Nacchio was accused of selling more than $100 million worth of Qwest stock in the first few months of 2001, while knowing that the company could not meet the ambitious sales and earnings targets he had set. His attorney, Herbert Stern, had argued that while some Qwest executives may have voiced concerns about the targets, Nacchio himself believed the company could make the numbers. Further, Stern said the stock sales had not been out of line with historical patterns and advice Nacchio had received from the board and financial consultants.

It was an emotional moment in the courtroom as the verdict was read. The eight-man, four-woman jury found Nacchio not guilty of the early counts, news that prompted Nacchio to smile and look back at his family before the guilty verdicts started rolling in. Nacchio had attended each day of the trial, arriving at Denver's federal courthouse arm-in-arm with his wife and one of his sons. "It's a big victory for the government," says Thomas Ajamie, a Houston-based securities lawyer who had been following the case. "It's sending a loud message to Corporate America."

Pinning down 'material information'
One key to the prosecution's success may be that the government chose to accuse Nacchio only of insider trading, rather than more complicated issues surrounding the company's accounting. Qwest's business had started to slide in 2001 as demand for high-speed data services dried up. The company had come to symbolize the aggressive accounting prevalent in the industry, particularly the ability of carriers to swap network capacity with each other in a manner that produced reported sales and earnings but little in the way of real cash. Carriers such as Global Crossing and WorldCom Communications went bankrupt in the resulting industry slump. Qwest narrowly avoided bankruptcy but did restate more than $2 billion of its revenue and pay hundreds of millions of dollars to settle regulatory and shareholder accusations of sketchy accounting.

Jay Brown, a professor at the University of Denver who has been following the case on his securities law blog, theracetothebottom.org, says the fact that the jurors found Nacchio innocent on the earlier charges suggests they believe he may not have known the earnings targets were too ambitious in the early months of the year, but that after the March close of the first quarter, business conditions were probably more clear.

Prosecutors brought in two securities analysts who had voiced concerns at the time about Qwest's continuing ability to engage in network swaps with other carriers. They testified that the deterioration of that part of Qwest's business was relevant to investors. "I found it odd that the defense never addressed that," Brown says.

With a line reminiscent of attorney Johnnie Cochran's famous, "If it doesn't fit, you must acquit," in the O.J. Simpson trial, federal prosecutor Colleen Conry summed up the case as: "If you don't tell, you can't sell." That appears to have resonated with the jurors.
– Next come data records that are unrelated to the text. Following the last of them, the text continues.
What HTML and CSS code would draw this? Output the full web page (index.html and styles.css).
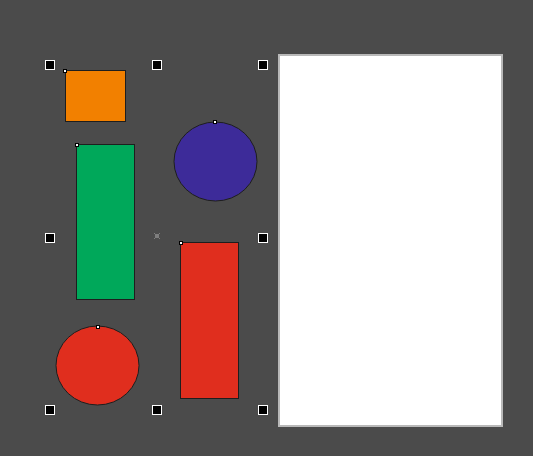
FILE: index.html
```html
<!DOCTYPE html>
<html>
<head>
<meta charset="utf-8">
<link rel="stylesheet" href="styles.css">
</head>
<body>
<div class="canvas">
<svg class="stage" width="533" height="456" viewBox="0 0 533 456">
  <rect class="page-edge" x="278" y="54" width="225" height="373"/>
  <rect class="page" x="280" y="56" width="221" height="369"/>

  <rect class="shape orange" x="65.5" y="70.5" width="60" height="51"/>
  <rect class="shape green" x="76.5" y="144.5" width="58" height="155"/>
  <ellipse class="shape blue" cx="215.5" cy="161.5" rx="41.5" ry="39.5"/>
  <rect class="shape red" x="180.5" y="242.5" width="58" height="156"/>
  <ellipse class="shape red" cx="97.5" cy="365.5" rx="41.5" ry="39.5"/>

  <rect class="pt" x="63.5" y="69.5" width="3" height="3"/>
  <rect class="pt" x="75.5" y="143.5" width="3" height="3"/>
  <rect class="pt" x="213.5" y="120.5" width="3" height="3"/>
  <rect class="pt" x="179.5" y="241.5" width="3" height="3"/>
  <rect class="pt" x="96.5" y="325.5" width="3" height="3"/>

  <g class="center">
    <path d="M154 233 L160 239 M160 233 L154 239"/>
    <rect x="155.5" y="234.5" width="3" height="3"/>
  </g>

  <rect class="handle" x="45.5" y="60.5" width="9" height="9"/>
  <rect class="handle" x="152.5" y="60.5" width="9" height="9"/>
  <rect class="handle" x="258.5" y="60.5" width="9" height="9"/>
  <rect class="handle" x="45.5" y="233.5" width="9" height="9"/>
  <rect class="handle" x="258.5" y="233.5" width="9" height="9"/>
  <rect class="handle" x="45.5" y="405.5" width="9" height="9"/>
  <rect class="handle" x="152.5" y="405.5" width="9" height="9"/>
  <rect class="handle" x="258.5" y="405.5" width="9" height="9"/>
</svg>
</div>
</body>
</html>
```
FILE: styles.css
```css
html, body {
  margin: 0;
  padding: 0;
  background: #4b4b4b;
  overflow: hidden;
}
.canvas {
  width: 533px;
  height: 456px;
}
.stage {
  display: block;
}
.page-edge {
  fill: #b9b9b9;
}
.page {
  fill: #ffffff;
}
.shape {
  stroke: #1e1e1e;
  stroke-width: 1;
}
.orange { fill: #f28000; }
.green { fill: #00a85a; }
.blue { fill: #3d2b99; }
.red { fill: #e02e1e; }
.pt {
  fill: #ffffff;
  stroke: #000000;
  stroke-width: 1;
}
.handle {
  fill: #000000;
  stroke: #ffffff;
  stroke-width: 1;
}
.center path,
.center rect {
  stroke: #7e7e7e;
  stroke-width: 1;
  fill: none;
}
```
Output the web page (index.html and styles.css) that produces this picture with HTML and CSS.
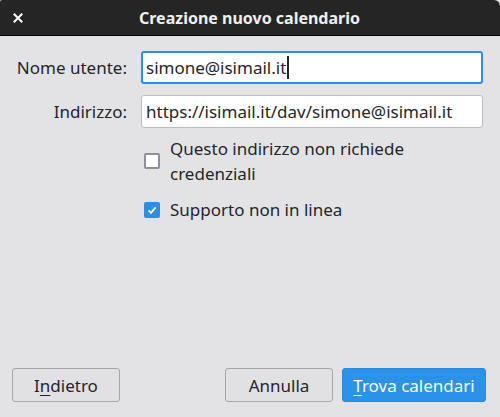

On the fourth day of their deliberations, they asked U.S. District Judge Edward Nottingham to reread for them the definition of "material information." Nottingham read from jury instructions that include a definition as any information "a reasonable investor would consider important in deciding to act."

A costly gamble
The defense, meanwhile, may have taken a risk by not allowing Nacchio on the stand to defend himself. The relatively short, two-day defense included an appearance by Qwest founder and former co-chairman Philip Anschutz, who testified that he had tried to keep Nacchio at the company after the executive expressed a desire to leave to care for his suicidal son. A Nacchio appearance, on the other hand, might have included testimony that he believed a large and secret government contract was coming that would have helped the company meet its earnings targets. Speculation about such a defense began circulating before the trial, but never came up in testimony.

"They went with defense-lite," says Peter Henning, a professor of law at Wayne State University who also maintains a white-collar crime blog. "They didn't want to put him on the stand and deal with cross-examination. It's a calculated risk in any prosecution." In this case, it's a bet that may have cost Nacchio his freedom.